Work at Vijanagara has also provided evidence for the nature of palace architecture prior to the fifteenth century, to which the earliest surviving remains of other palaces in South Asia date. Those remains elsewhere were either built under or inspired by rulers whose origins were outside the subcontinent and who introduced the use of stone for royal architecture. It has been assumed that earlier rulers in South Asia depended on other, more ephemeral, materials for creating their own dwellings, while reserving the use of stone for the abodes of the deities. Vijayanagara confirms that assumption; archaeological excavation at the site has revealed palace buildings of which only the stone foundations survive, but those indicate that the pillars were of wood, floors were covered with polished plaster, and roofs were covered by tile, all materials whose use were superseded when stone became the preferred material for palaces. Vijayanagara has also provided evidence of the mingling of these earlier architectural types with new forms introduced from Islamic courts in the neighboring Deccan, and thus exemplifies a model of the fertile exchange of architectural ideas and styles in a dynamic way. Through his deep knowledge of Vijayanagara and his extensive travels to and work on other sites, Michell has come to know Indian palace architecture well.

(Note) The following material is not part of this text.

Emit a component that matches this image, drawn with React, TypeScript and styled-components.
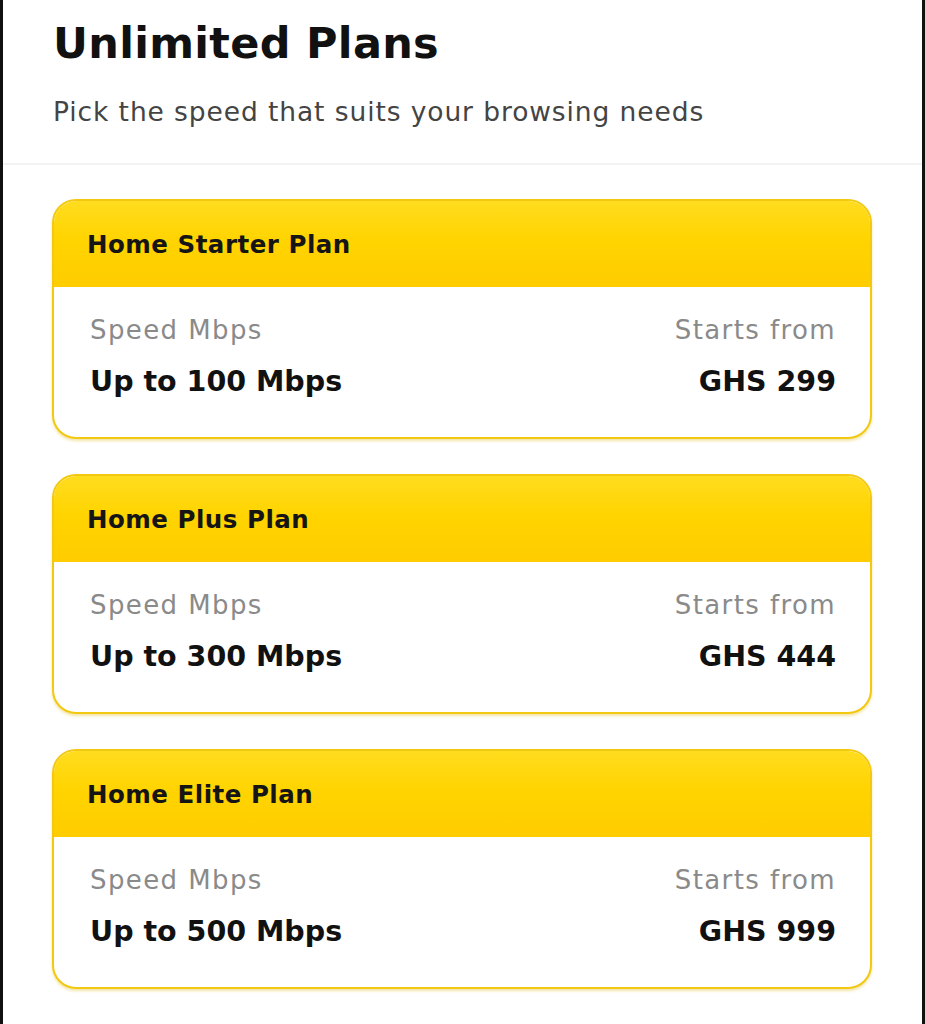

Other publications on South Asian secular architecture in recent years have tended to be more focused than this volume, such as a number of important scholarly studies of Rajput and Mughal architecture, which survey more restricted geographical and historical limits. Michell’s contribution here is to bring together into one succinct volume a geographically and chronologically broad and diverse body of material and to thereby make us aware of developments in palace architecture over time, from a tradition of secular building in ephemeral materials that no longer survives to the various accommodations to modernity constructed by Indian princes in the twentieth century.
The first sections of the book serve as context for the second. In these brief introductory chapters Michell aptly introduces the palace as a setting for royal life. In “Divine Power of Kings” Michell addresses many aspects of the symbolism of kingship in India, touching on the ways that dress, ritual, and courtly activity, as well as architecture, both support and shape the power of kings. The danger of such treatment, of course, is its tendency to essentialize kingship in South Asia and to ignore the changing developments over time and across regions. Nonetheless, his discussion of palace architecture as described in the Sanskrit architectural texts called the vastushastra, where it shares conceptually in the same cosmic symbolism as Hindu temples, underscores the notion that kings were invested with roles well beyond their often limited temporal power, and that palace architecture could also serve as a manifestation of those roles. Palaces, after all, are perhaps the most public, visible, and permanent expressions of a how a ruler wishes to be perceived. A book that spans the range of palace architecture in India thus invites us to consider Indian kingship in terms of what architectural form and style might tell us about these rulers.
In the following introductory sections Michell addresses the different functions that palaces encompassed, including “Defense and Security,” “Formal Reception,” “Royal Worship,” “Privacy and Pleasure,” and “Essential Services.” The nature of his task here requires that detail and difference are lost in the desire for brevity. At the same time, his desire to draw out the specific ways in which palaces functioned, and the needs they were required to accommodate, is valuable in developing the context for the description of various palaces that follows and provides the main content of the book.
Part Two, “The Buildings: Historical and Regional Traditions,” begins with a section titled “Palaces Lost and Imagined,” which attempts to describe how the countless palaces built in India prior to the fifteenth century must have looked. Michell draws on evidence from archaeology, from architecture as it is envisioned in early relief sculpture, and from literature of various types describing palaces. The remainder of the book is a series of succinct descriptions of the buildings themselves, divided into “Early Muslim Strongholds,” “Imperial Mughal Capitals,” “Rajput Forts,” “Citadels of the South,” “Princely Residences,” and “The Palaces Today,” the last a welcome reminder that a fair number of these structures are still in use, some as dwellings inhabited by the descendents of former rulers, some recycled to other purposes, including hotels. A particular strength of these sections is the quality of the photographs, even if necessity permits only selective views of selected examples. Most of the plans included in these sections have been published before, but not all in one place. Michell’s descriptions of the form, plan, and development of the palaces are lucid and straightforward; he avoids the cumbersome Sanskrit terminology for architectural elements that has been adopted elsewhere. At the same time, the nomenclature for buildings and other elements within palace complexes is adopted from the previous scholarship without question, to which some may object. But his intent here is not to offer new interpretations of such issues. Rather, he brings this material together so that it may be considered as a body, which is accomplished in a manner accessible to the general reader and the specialist alike. The brief glossary of Indian terms, the index and a good bibliography enhance the usefulness of the book.
The scope of Michell’s book is both its strength and its shortcoming. In its attempt to be comprehensive in a manner not previously attempted, it must be selective in its choice and brief in its treatment of monuments. It does not attempt to analyze the morphology or meaning of architectural form or plan within a region, across regions, or across time. Yet its very stunning and succinct presentation of such scope is also an important and vivid reminder of how much remains to be learned about palaces in South Asia and a challenge to other specialists to pursue such issues.